In June 2011, the FASB amended its guidance on the presentation of comprehensive income in financial statements to improve the comparability, consistency and transparency of financial reporting and to increase the prominence of items that are recorded in other comprehensive income. The new accounting guidance requires entities to report components of comprehensive income in either (1) a continuous statement of comprehensive income or (2) two separate but consecutive statements. This guidance is effective for interim and annual periods beginning after December 15, 2011. We do not believe this guidance will have a material impact on our consolidated financial statements.

In September 2011, the FASB issued ASU 2011-08 which provides an entity the option to first assess qualitative factors to determine whether it is necessary to perform the current two-step test for goodwill impairment.
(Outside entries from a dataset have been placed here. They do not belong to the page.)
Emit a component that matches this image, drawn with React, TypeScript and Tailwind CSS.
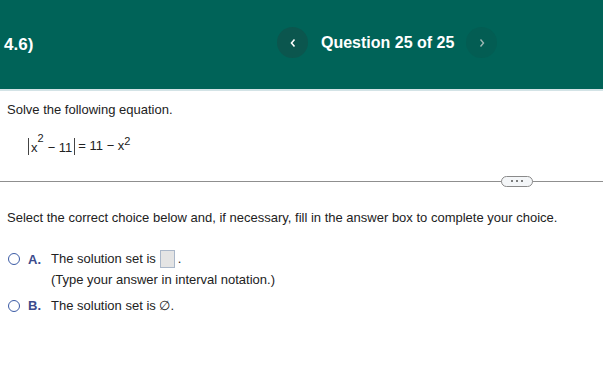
import React from "react";

export default function App() {
  return (
    <div className="w-[603px] h-[371px] bg-white overflow-hidden" style={{ fontFamily: '"Liberation Sans", Arial, sans-serif' }}>
      <div className="h-[89px] bg-[#006358] flex items-center relative">
        <div className="pl-[4px] text-white font-bold text-[17px]">4.6)</div>
        <div className="absolute left-[277px] top-[27px] flex items-center">
          <div className="w-[31px] h-[31px] rounded-full bg-[#0b564e] flex items-center justify-center">
            <svg width="8" height="10" viewBox="0 0 8 10"><path d="M5.5 1.5 L2.5 5 L5.5 8.5" fill="none" stroke="white" strokeWidth="1.6" /></svg>
          </div>
          <div className="ml-[13px] text-white font-bold text-[16px]">Question 25 of 25</div>
          <div className="ml-[12px] w-[31px] h-[31px] rounded-full bg-[#035d53] flex items-center justify-center">
            <svg width="8" height="10" viewBox="0 0 8 10"><path d="M2.5 1.5 L5.5 5 L2.5 8.5" fill="none" stroke="#9fb8b4" strokeWidth="1.4" /></svg>
          </div>
        </div>
      </div>
      <div className="h-[2px] bg-[#d3e3e6]" />
      <div className="pl-[7px] pt-[9px] text-[13px] text-[#222]">Solve the following equation.</div>
      <div className="pl-[28px] pt-[18px] text-[13px] text-[#222] flex items-end h-[35px]">
        <span className="inline-flex items-end border-l border-r border-[#444] h-[17px] px-[2px] leading-[15px]">
          <span>x</span>
          <span className="text-[11px] relative top-[-9px]">2</span>
          <span className="ml-[4px]">−&nbsp;11</span>
        </span>
        <span className="ml-[3px] leading-[15px] pb-[2px]">= 11 −&nbsp;x</span>
        <span className="text-[11px] self-start mt-[-2px] leading-[11px]">2</span>
      </div>
      <div className="mt-[21px] relative h-[11px] flex items-center">
        <div className="w-full h-px bg-[#8f8f8f]" />
        <div className="absolute left-[501px] top-0 w-[32px] h-[11px] rounded-full border border-[#8a8a8a] bg-[#f4f6f8] flex items-center justify-center gap-[3px]">
          <span className="w-[2px] h-[2px] bg-[#555] rounded-full" />
          <span className="w-[2px] h-[2px] bg-[#555] rounded-full" />
          <span className="w-[2px] h-[2px] bg-[#555] rounded-full" />
        </div>
      </div>
      <div className="pl-[7px] pt-[21px] text-[13px] text-[#222]">
        Select the correct choice below and, if necessary, fill in the answer box to complete your choice.
      </div>
      <div className="pl-[8px] pt-[22px] text-[13px] text-[#222]">
        <div className="flex items-start">
          <span className="mt-[4px] w-[12px] h-[12px] rounded-full border border-[#3b5ba5] shrink-0" />
          <span className="ml-[8px] font-bold text-[#3c4b8c] w-[23px] mt-[1px]">A.</span>
          <div>
            <div className="flex items-center">
              <span>The solution set is</span>
              <span className="ml-[4px] w-[15px] h-[18px] bg-[#e4e4e4] border border-[#aab7c9]" />
              <span className="ml-[3px]">.</span>
            </div>
            <div className="mt-[1px]">(Type your answer in interval notation.)</div>
          </div>
        </div>
        <div className="flex items-start mt-[7px]">
          <span className="mt-[4px] w-[12px] h-[12px] rounded-full border border-[#3b5ba5] shrink-0" />
          <span className="ml-[8px] font-bold text-[#3c4b8c] w-[23px]">B.</span>
          <span>The solution set is ∅.</span>
        </div>
      </div>
    </div>
  );
}
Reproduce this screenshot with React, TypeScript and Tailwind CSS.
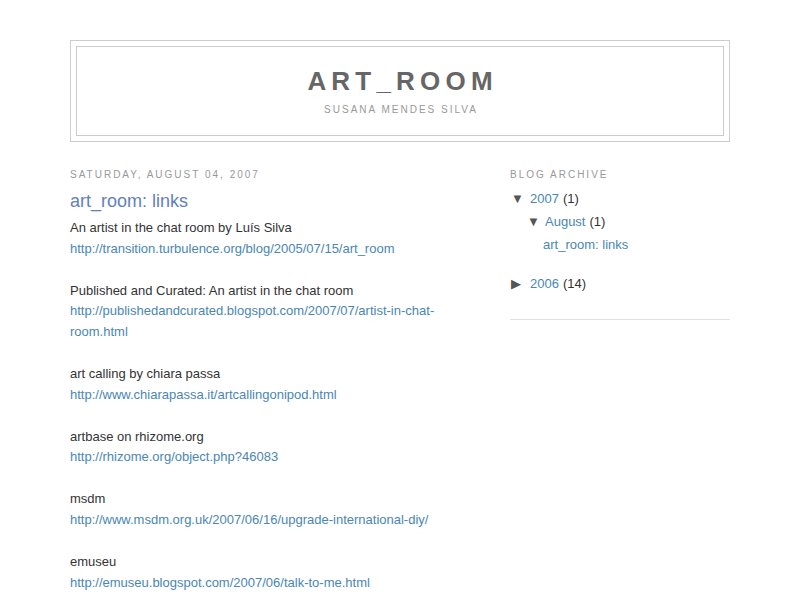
import React from "react";

const links = [
  {
    label: "An artist in the chat room by Luís Silva",
    url: "http://transition.turbulence.org/blog/2005/07/15/art_room",
  },
  {
    label: "Published and Curated: An artist in the chat room",
    url: "http://publishedandcurated.blogspot.com/2007/07/artist-in-chat-room.html",
  },
  {
    label: "art calling by chiara passa",
    url: "http://www.chiarapassa.it/artcallingonipod.html",
  },
  { label: "artbase on rhizome.org", url: "http://rhizome.org/object.php?46083" },
  {
    label: "msdm",
    url: "http://www.msdm.org.uk/2007/06/16/upgrade-international-diy/",
  },
  { label: "emuseu", url: "http://emuseu.blogspot.com/2007/06/talk-to-me.html" },
];

const App: React.FC = () => {
  return (
    <div className="min-h-screen bg-white text-[#333] font-['Liberation_Sans',Arial,sans-serif] text-[13px]">
      <div className="w-[660px] mx-auto pt-10">
        {/* header */}
        <div className="border border-[#ccc]">
          <div className="m-[5px] border border-[#ccc] text-center pt-[19px] pb-[18px]">
            <h1 className="text-[26px] leading-[31px] font-bold tracking-[0.2em] text-[#666] uppercase pl-[0.2em]">
              art_room
            </h1>
            <p className="mt-[6px] text-[10px] leading-[14px] tracking-[2px] text-[#999] uppercase pl-[2px]">
              Susana Mendes Silva
            </p>
          </div>
        </div>

        <div className="flex mt-[26px]">
          {/* main */}
          <div className="w-[410px] shrink-0">
            <h2 className="text-[10px] leading-[14px] tracking-[2px] text-[#999] uppercase">
              Saturday, August 04, 2007
            </h2>
            <h3 className="mt-[7px] text-[18px] leading-[25px] text-[#6281b9]">
              art_room: links
            </h3>
            <div className="mt-[4px] leading-[20.8px]">
              {links.map((l, i) => (
                <div key={i} className={i > 0 ? "mt-[21px]" : ""}>
                  <div>{l.label}</div>
                  <a href="#" className="text-[#4a86b3] break-words">
                    {l.url}
                  </a>
                </div>
              ))}
            </div>
          </div>

          {/* sidebar */}
          <div className="w-[220px] ml-[30px]">
            <h2 className="text-[10px] leading-[14px] tracking-[2px] text-[#999] uppercase">
              Blog Archive
            </h2>
            <div className="mt-[5px] border-b border-[#e0e0e0] pb-[24px]">
              <div className="flex items-center h-[23px]">
                <span className="w-[20px] pl-px text-[#555] text-[13px]">▼</span>
                <a href="#" className="text-[#4a86b3]">2007</a>
                <span className="ml-1">(1)</span>
              </div>
              <div className="flex items-center h-[23px] pl-[16px]">
                <span className="w-[19px] pl-px text-[#555] text-[13px]">▼</span>
                <a href="#" className="text-[#4a86b3]">August</a>
                <span className="ml-1">(1)</span>
              </div>
              <div className="flex items-center h-[23px] pl-[33px]">
                <a href="#" className="text-[#4a86b3]">art_room: links</a>
              </div>
              <div className="flex items-center h-[23px] mt-[16px]">
                <span className="w-[20px] pl-px text-[#555] text-[13px]">▶</span>
                <a href="#" className="text-[#4a86b3]">2006</a>
                <span className="ml-1">(14)</span>
              </div>
            </div>
          </div>
        </div>
      </div>
    </div>
  );
};

export default App;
If an entity believes, as a result of its qualitative assessment, that it is more-likely-than-not that the fair value of a reporting unit is less than its carrying amount, the quantitative impairment test is required. Otherwise, no further testing is required. The revised standard is effective for annual and interim goodwill impairment tests performed for fiscal years beginning after December 15, 2011. However, an entity can choose to early adopt even if its annual test date is before the issuance of the final standard, provided that the entity has not yet performed its 2011 annual impairment test or issued its financial statements. The adoption of this ASU is not expected to significantly impact the Company’s consolidated financial statements.